====== Dataset excerpts ======

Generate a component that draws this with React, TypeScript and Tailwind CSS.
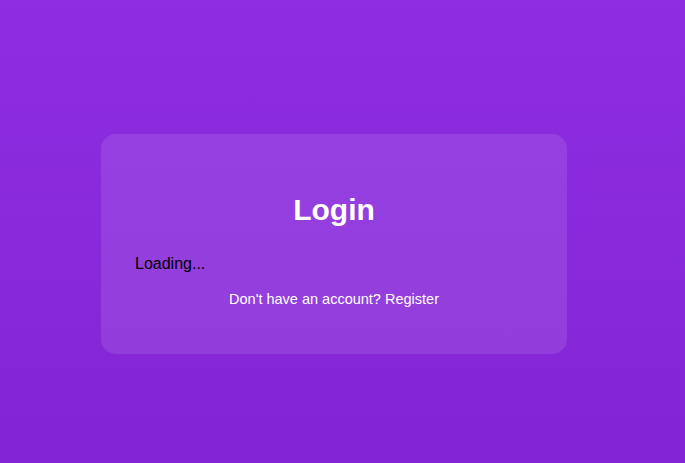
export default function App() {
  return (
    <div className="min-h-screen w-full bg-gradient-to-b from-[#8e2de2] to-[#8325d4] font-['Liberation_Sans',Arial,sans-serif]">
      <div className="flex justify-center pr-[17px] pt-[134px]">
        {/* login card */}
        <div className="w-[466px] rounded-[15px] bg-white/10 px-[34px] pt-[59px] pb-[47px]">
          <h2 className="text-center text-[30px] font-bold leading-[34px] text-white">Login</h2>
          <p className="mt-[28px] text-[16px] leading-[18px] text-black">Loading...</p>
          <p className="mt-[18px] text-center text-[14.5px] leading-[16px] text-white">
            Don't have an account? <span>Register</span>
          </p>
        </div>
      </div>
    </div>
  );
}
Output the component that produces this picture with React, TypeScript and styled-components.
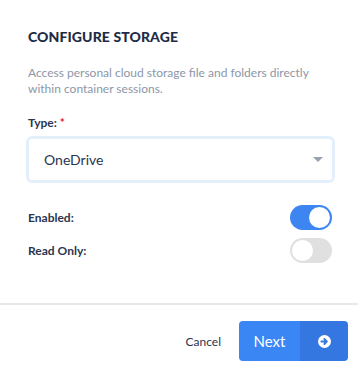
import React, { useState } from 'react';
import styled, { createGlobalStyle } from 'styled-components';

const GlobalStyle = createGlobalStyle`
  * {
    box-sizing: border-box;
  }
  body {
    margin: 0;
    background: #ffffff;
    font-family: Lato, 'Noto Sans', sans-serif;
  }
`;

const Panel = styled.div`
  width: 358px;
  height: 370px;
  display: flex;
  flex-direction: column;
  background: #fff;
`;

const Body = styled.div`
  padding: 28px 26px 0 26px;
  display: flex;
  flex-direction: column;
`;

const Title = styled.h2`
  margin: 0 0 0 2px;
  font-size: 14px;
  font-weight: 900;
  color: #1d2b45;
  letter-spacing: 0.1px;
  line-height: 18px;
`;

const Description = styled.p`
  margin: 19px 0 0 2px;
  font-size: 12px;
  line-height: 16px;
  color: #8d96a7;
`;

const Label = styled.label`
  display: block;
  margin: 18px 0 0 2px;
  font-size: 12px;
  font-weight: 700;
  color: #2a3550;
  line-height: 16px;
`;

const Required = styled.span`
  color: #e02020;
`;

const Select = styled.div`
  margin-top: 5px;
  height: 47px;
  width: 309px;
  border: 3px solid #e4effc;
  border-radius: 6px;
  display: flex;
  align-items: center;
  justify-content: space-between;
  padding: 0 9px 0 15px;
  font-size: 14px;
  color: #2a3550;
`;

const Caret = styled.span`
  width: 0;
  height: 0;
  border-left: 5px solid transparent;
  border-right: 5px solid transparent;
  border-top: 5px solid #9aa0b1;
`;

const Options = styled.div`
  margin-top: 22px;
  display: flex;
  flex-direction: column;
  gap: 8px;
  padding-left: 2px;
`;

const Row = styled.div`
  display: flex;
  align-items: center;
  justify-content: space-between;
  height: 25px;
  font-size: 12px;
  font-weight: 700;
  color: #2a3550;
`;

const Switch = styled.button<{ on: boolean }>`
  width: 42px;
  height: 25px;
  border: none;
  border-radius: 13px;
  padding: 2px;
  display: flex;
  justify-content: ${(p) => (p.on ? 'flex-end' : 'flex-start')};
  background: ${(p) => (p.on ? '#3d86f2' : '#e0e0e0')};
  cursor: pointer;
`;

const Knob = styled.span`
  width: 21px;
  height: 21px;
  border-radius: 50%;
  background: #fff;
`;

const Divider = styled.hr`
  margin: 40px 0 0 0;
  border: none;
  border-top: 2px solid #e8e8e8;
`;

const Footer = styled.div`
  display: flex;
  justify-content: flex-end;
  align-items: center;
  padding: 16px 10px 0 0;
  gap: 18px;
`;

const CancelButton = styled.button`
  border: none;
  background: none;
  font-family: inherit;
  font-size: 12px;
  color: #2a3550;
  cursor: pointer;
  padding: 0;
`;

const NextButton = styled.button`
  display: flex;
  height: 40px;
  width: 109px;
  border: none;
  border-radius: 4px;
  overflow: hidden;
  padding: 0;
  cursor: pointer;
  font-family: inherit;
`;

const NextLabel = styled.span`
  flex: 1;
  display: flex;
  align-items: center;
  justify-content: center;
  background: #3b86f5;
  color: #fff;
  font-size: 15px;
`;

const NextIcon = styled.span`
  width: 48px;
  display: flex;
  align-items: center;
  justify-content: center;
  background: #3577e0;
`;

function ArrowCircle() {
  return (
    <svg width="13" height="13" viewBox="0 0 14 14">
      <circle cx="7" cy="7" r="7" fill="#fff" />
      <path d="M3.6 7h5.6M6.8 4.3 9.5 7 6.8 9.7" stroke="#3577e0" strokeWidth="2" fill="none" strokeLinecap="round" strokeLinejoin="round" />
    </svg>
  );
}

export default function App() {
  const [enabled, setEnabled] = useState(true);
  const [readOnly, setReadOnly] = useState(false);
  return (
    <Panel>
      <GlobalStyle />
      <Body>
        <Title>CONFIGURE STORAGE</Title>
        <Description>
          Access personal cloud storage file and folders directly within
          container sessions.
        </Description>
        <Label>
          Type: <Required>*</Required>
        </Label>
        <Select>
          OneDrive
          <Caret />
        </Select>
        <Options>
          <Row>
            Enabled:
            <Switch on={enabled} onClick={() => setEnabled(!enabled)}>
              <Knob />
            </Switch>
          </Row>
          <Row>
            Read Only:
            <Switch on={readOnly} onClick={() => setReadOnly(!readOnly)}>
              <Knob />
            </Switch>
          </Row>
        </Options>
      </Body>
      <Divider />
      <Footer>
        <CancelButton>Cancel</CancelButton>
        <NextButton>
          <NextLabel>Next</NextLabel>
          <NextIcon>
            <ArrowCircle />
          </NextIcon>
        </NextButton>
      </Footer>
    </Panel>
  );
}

======

Set every line down exactly as written, leaving each picture out.

Generate a component that draws this with React, TypeScript and Tailwind CSS.
export default function App() {
  return (
    <div className="min-h-screen w-full bg-gradient-to-b from-[#8e2de2] to-[#8325d4] font-['Liberation_Sans',Arial,sans-serif]">
      <div className="flex justify-center pr-[17px] pt-[134px]">
        {/* login card */}
        <div className="w-[466px] rounded-[15px] bg-white/10 px-[34px] pt-[59px] pb-[47px]">
          <h2 className="text-center text-[30px] font-bold leading-[34px] text-white">Login</h2>
          <p className="mt-[28px] text-[16px] leading-[18px] text-black">Loading...</p>
          <p className="mt-[18px] text-center text-[14.5px] leading-[16px] text-white">
            Don't have an account? <span>Register</span>
          </p>
        </div>
      </div>
    </div>
  );
}
Output the component that produces this picture with React, TypeScript and styled-components.
import React, { useState } from 'react';
import styled, { createGlobalStyle } from 'styled-components';

const GlobalStyle = createGlobalStyle`
  * {
    box-sizing: border-box;
  }
  body {
    margin: 0;
    background: #ffffff;
    font-family: Lato, 'Noto Sans', sans-serif;
  }
`;

const Panel = styled.div`
  width: 358px;
  height: 370px;
  display: flex;
  flex-direction: column;
  background: #fff;
`;

const Body = styled.div`
  padding: 28px 26px 0 26px;
  display: flex;
  flex-direction: column;
`;

const Title = styled.h2`
  margin: 0 0 0 2px;
  font-size: 14px;
  font-weight: 900;
  color: #1d2b45;
  letter-spacing: 0.1px;
  line-height: 18px;
`;

const Description = styled.p`
  margin: 19px 0 0 2px;
  font-size: 12px;
  line-height: 16px;
  color: #8d96a7;
`;

const Label = styled.label`
  display: block;
  margin: 18px 0 0 2px;
  font-size: 12px;
  font-weight: 700;
  color: #2a3550;
  line-height: 16px;
`;

const Required = styled.span`
  color: #e02020;
`;

const Select = styled.div`
  margin-top: 5px;
  height: 47px;
  width: 309px;
  border: 3px solid #e4effc;
  border-radius: 6px;
  display: flex;
  align-items: center;
  justify-content: space-between;
  padding: 0 9px 0 15px;
  font-size: 14px;
  color: #2a3550;
`;

const Caret = styled.span`
  width: 0;
  height: 0;
  border-left: 5px solid transparent;
  border-right: 5px solid transparent;
  border-top: 5px solid #9aa0b1;
`;

const Options = styled.div`
  margin-top: 22px;
  display: flex;
  flex-direction: column;
  gap: 8px;
  padding-left: 2px;
`;

const Row = styled.div`
  display: flex;
  align-items: center;
  justify-content: space-between;
  height: 25px;
  font-size: 12px;
  font-weight: 700;
  color: #2a3550;
`;

const Switch = styled.button<{ on: boolean }>`
  width: 42px;
  height: 25px;
  border: none;
  border-radius: 13px;
  padding: 2px;
  display: flex;
  justify-content: ${(p) => (p.on ? 'flex-end' : 'flex-start')};
  background: ${(p) => (p.on ? '#3d86f2' : '#e0e0e0')};
  cursor: pointer;
`;

const Knob = styled.span`
  width: 21px;
  height: 21px;
  border-radius: 50%;
  background: #fff;
`;

const Divider = styled.hr`
  margin: 40px 0 0 0;
  border: none;
  border-top: 2px solid #e8e8e8;
`;

const Footer = styled.div`
  display: flex;
  justify-content: flex-end;
  align-items: center;
  padding: 16px 10px 0 0;
  gap: 18px;
`;

const CancelButton = styled.button`
  border: none;
  background: none;
  font-family: inherit;
  font-size: 12px;
  color: #2a3550;
  cursor: pointer;
  padding: 0;
`;

const NextButton = styled.button`
  display: flex;
  height: 40px;
  width: 109px;
  border: none;
  border-radius: 4px;
  overflow: hidden;
  padding: 0;
  cursor: pointer;
  font-family: inherit;
`;

const NextLabel = styled.span`
  flex: 1;
  display: flex;
  align-items: center;
  justify-content: center;
  background: #3b86f5;
  color: #fff;
  font-size: 15px;
`;

const NextIcon = styled.span`
  width: 48px;
  display: flex;
  align-items: center;
  justify-content: center;
  background: #3577e0;
`;

function ArrowCircle() {
  return (
    <svg width="13" height="13" viewBox="0 0 14 14">
      <circle cx="7" cy="7" r="7" fill="#fff" />
      <path d="M3.6 7h5.6M6.8 4.3 9.5 7 6.8 9.7" stroke="#3577e0" strokeWidth="2" fill="none" strokeLinecap="round" strokeLinejoin="round" />
    </svg>
  );
}

export default function App() {
  const [enabled, setEnabled] = useState(true);
  const [readOnly, setReadOnly] = useState(false);
  return (
    <Panel>
      <GlobalStyle />
      <Body>
        <Title>CONFIGURE STORAGE</Title>
        <Description>
          Access personal cloud storage file and folders directly within
          container sessions.
        </Description>
        <Label>
          Type: <Required>*</Required>
        </Label>
        <Select>
          OneDrive
          <Caret />
        </Select>
        <Options>
          <Row>
            Enabled:
            <Switch on={enabled} onClick={() => setEnabled(!enabled)}>
              <Knob />
            </Switch>
          </Row>
          <Row>
            Read Only:
            <Switch on={readOnly} onClick={() => setReadOnly(!readOnly)}>
              <Knob />
            </Switch>
          </Row>
        </Options>
      </Body>
      <Divider />
      <Footer>
        <CancelButton>Cancel</CancelButton>
        <NextButton>
          <NextLabel>Next</NextLabel>
          <NextIcon>
            <ArrowCircle />
          </NextIcon>
        </NextButton>
      </Footer>
    </Panel>
  );
}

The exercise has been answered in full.